Grape Bar and Bottleshop

55 Salamanca Place, Hobart
03) 6224 0611
Open: Daily 10.30am to 11.30pm.

Grape has been around for a while now. But, except as a pleasant enough drop-in place for a drink or to pick up a bottle to take home, it’s never really taken off. Now, with some recent changes and on the strength of a mid-week visit the other week, it deserves to.

First, because there’s no other wine selection along the Salamanca strip that comes close to matching Grape’s. Second, because their enomatic wine dispenser allows you to taste, have half a glass or a full glass of an ever-changing range of top quality wines at very reasonable prices. Third, and most importantly, the food now is top notch in a small, well-balanced menu perfectly suited to a quick lunch, after-work snack or a leisurely evening dinner.

Four of us kicked off with a bottle of 2006 Chateau du Cedre Cahors, a malbec from south-west France, and some deep-fried white bait with lemon dill mayonnaise and a platter of cured meats accompanied by delicious pickled zucchini and an unusual but equally delicious pickled egg. The Cahors was chosen more because we wanted to try it rather than that it would match the food. As it turned out, with its mellow intensity and only 12.5 percent alcohol, it proved a very enjoyable drop and was fine with the food. But the waiter, the affable and attentive Felix Stoffell, must have read us and, seeing we were interested in something different, said “Finish that and I have a few temptations for you” . Never ones to resist, we ended up with a 1998 Langhe from the famous Barolo village of La Morra in Piedmont, Italy, at a price somewhat cheaper than the current release 2006 vintage of the same wine which was available from the enomatic.

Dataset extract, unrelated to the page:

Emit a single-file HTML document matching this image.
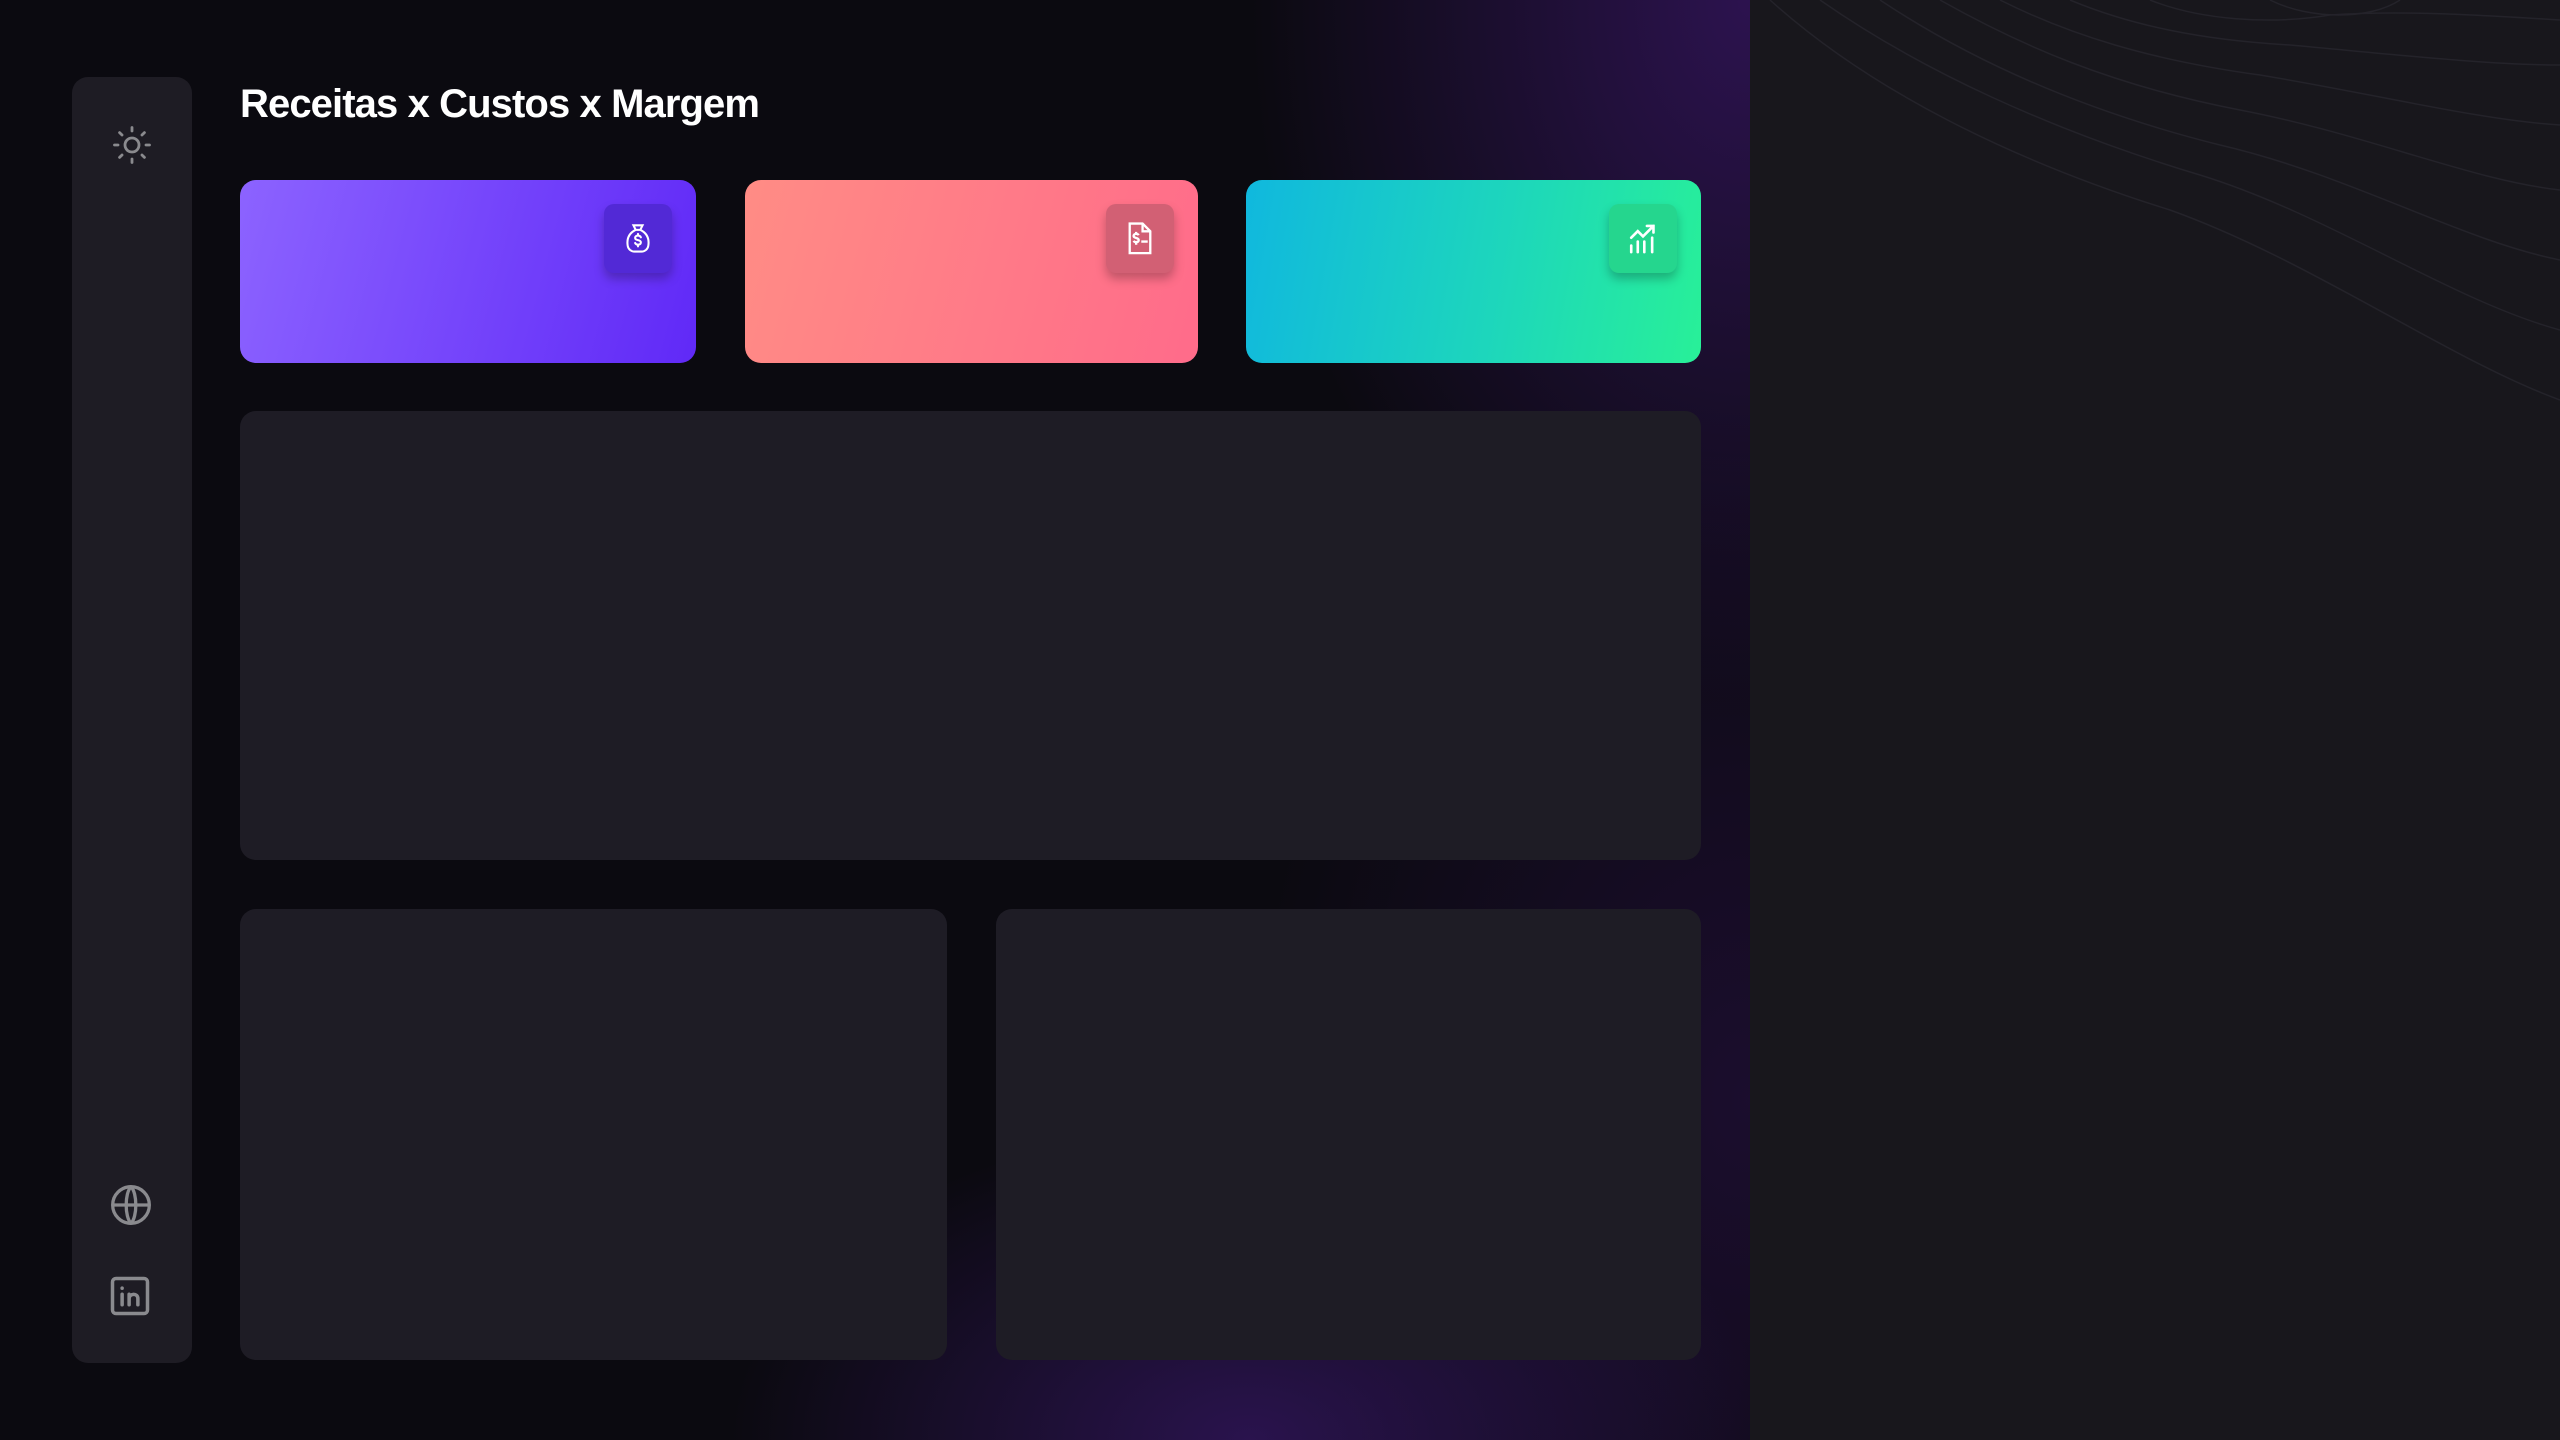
<!DOCTYPE html>
<html><head><meta charset="utf-8"><style>
*{margin:0;padding:0;box-sizing:border-box}
body{width:2560px;height:1440px;overflow:hidden;background:#18171c;font-family:"Segoe UI","Liberation Sans",sans-serif;position:relative}
#main{position:absolute;left:0;top:0;width:1750px;height:1440px;background:
radial-gradient(ellipse 520px 320px at 1250px 1440px,rgba(52,22,98,.75),transparent),
radial-gradient(ellipse 500px 700px at 1750px 0px,rgba(50,20,90,.85),transparent),
radial-gradient(ellipse 500px 700px at 1750px 1100px,rgba(40,16,70,.55),transparent),
#0b0a10}
.side{position:absolute;left:72px;top:77px;width:120px;height:1286px;background:#1e1c24;border-radius:16px}
.panel{position:absolute;background:#1e1c25;border-radius:16px}
h1{position:absolute;left:240px;top:82px;color:#fff;font-size:40px;font-weight:bold;letter-spacing:-0.9px}
.card{position:absolute;top:180px;height:183px;border-radius:16px}
.ib{position:absolute;top:24px;width:68px;height:69px;border-radius:10px;box-shadow:0 6px 10px rgba(0,0,0,.25);display:flex;align-items:center;justify-content:center}
</style></head><body>
<div id="main">
<div class="side"></div>
<svg style="position:absolute;left:111px;top:124px" width="42" height="42" viewBox="0 0 24 24" fill="none" stroke="#8a8a8e" stroke-width="1.6" stroke-linecap="round"><circle cx="12" cy="12" r="4"/><path d="M12 2v2M12 20v2M2 12h2M20 12h2M4.9 4.9l1.4 1.4M17.7 17.7l1.4 1.4M4.9 19.1l1.4-1.4M17.7 6.3l1.4-1.4"/></svg>
<svg style="position:absolute;left:109px;top:1183px" width="44" height="44" viewBox="0 0 24 24" fill="none" stroke="#8a8a8e" stroke-width="1.8"><circle cx="12" cy="12" r="10"/><path d="M2 12h20M12 2c-3.5 3.5-3.5 16.5 0 20M12 2c3.5 3.5 3.5 16.5 0 20"/></svg>
<svg style="position:absolute;left:109px;top:1275px" width="42" height="42" viewBox="0 0 24 24" fill="none" stroke="#8a8a8e" stroke-width="2" stroke-linecap="round"><rect x="2" y="2" width="20" height="20" rx="2"/><path d="M7.5 11v6M7.5 7.5v.1M11.5 17v-6M11.5 13.5c0-3 5-3.5 5 0V17"/></svg>
<h1>Receitas x Custos x Margem</h1>
<div class="card" style="left:240px;width:456px;background:linear-gradient(105deg,#8c63ff,#6029f7)"><div class="ib" style="left:364px;background:#5229d6"><svg width="28" height="32" viewBox="0 0 24 28" fill="none" stroke="#fff" stroke-width="1.8" stroke-linecap="round"><path d="M8 2h8l-2 4h-4zM10 6C4 9 2 14 3 20c.5 3 3 5 6 5h6c3 0 5.5-2 6-5 1-6-1-11-7-14"/><path d="M14.5 12.5c-.5-1-1.5-1.5-2.5-1.5-1.5 0-2.5.8-2.5 2s1 1.7 2.5 2 2.5.8 2.5 2-1 2-2.5 2c-1 0-2-.5-2.5-1.5M12 9.5v1.5M12 19v1.5"/></svg></div></div>
<div class="card" style="left:745px;width:453px;background:linear-gradient(105deg,#ff8c85,#ff6b8a)"><div class="ib" style="left:361px;background:#d26074"><svg width="32" height="36" viewBox="0 0 24 28" fill="none" stroke="#fff" stroke-width="1.8"><path d="M4 2h10l6 6v17H4z"/><path d="M14 2v6h6"/><path d="M11 11c-.5-.8-1.2-1-2-1-1.3 0-2 .7-2 1.6s.8 1.3 2 1.6 2 .7 2 1.7-.8 1.6-2 1.6c-.8 0-1.6-.4-2-1.1M9 8.5v1.5M9 17v1.5M13 16h5"/></svg></div></div>
<div class="card" style="left:1246px;width:455px;background:linear-gradient(100deg,#10b8de,#1dd6bc 55%,#28f098)"><div class="ib" style="left:363px;background:#25d68e"><svg width="32" height="34" viewBox="0 0 24 26" fill="none" stroke="#fff" stroke-width="2" stroke-linecap="round"><path d="M3 12l5-5 4 4 8-8M15 3h5v5M3 18v5M8 15v8M13 15v8M19 12v11"/></svg></div></div>
<div class="panel" style="left:240px;top:411px;width:1461px;height:449px"></div>
<div class="panel" style="left:240px;top:909px;width:707px;height:451px"></div>
<div class="panel" style="left:996px;top:909px;width:705px;height:451px"></div>
</div>
<svg style="position:absolute;left:1750px;top:0" width="810" height="420" viewBox="0 0 810 420" fill="none" stroke="#24232a" stroke-width="1.5">
<path d="M20 0C120 90 260 160 420 210 560 260 700 360 810 400"/>
<path d="M70 0C170 70 300 130 450 175 580 215 700 300 810 330"/>
<path d="M130 0C220 60 330 110 470 145 600 175 710 240 810 260"/>
<path d="M190 0C270 45 360 85 490 110 620 135 720 180 810 190"/>
<path d="M250 0C320 35 400 60 510 75 630 95 730 120 810 125"/>
<path d="M320 0C380 25 450 40 540 45 650 55 740 65 810 65"/>
<path d="M400 0C450 20 520 25 580 15 650 10 730 15 810 20"/>
<path d="M520 0C560 20 620 20 650 0"/>
</svg>
</body></html>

As perfectly conditioned and enjoyable as the wines were, what really made the night was chef Peter Cooksley’s (ex-Piccalilly) food. A confit chicken Maryland, a beef cheek and mash on a deeply flavoured sauce, pumpkin gnocchi with thyme cream, pesto and toasted almonds and a meltingly tender pork belly with crisp crackling and star anise-flavoured pear chutney, while nothing new or upmarket, were simple, beautifully cooked and flavoured, elegantly presented and wonderfully satisfying. Combined with the excellent wines, the food was exactly the right blend for a winter’s night, under the umbrella heaters sharing the life and buzz of Salamanca.

Bruny Island oysters four different ways $15/$25; whitebait $11; meat platter $15.50; mains $16.50 to $18.50; desserts $10; Australian and imported cheese selection $16.50.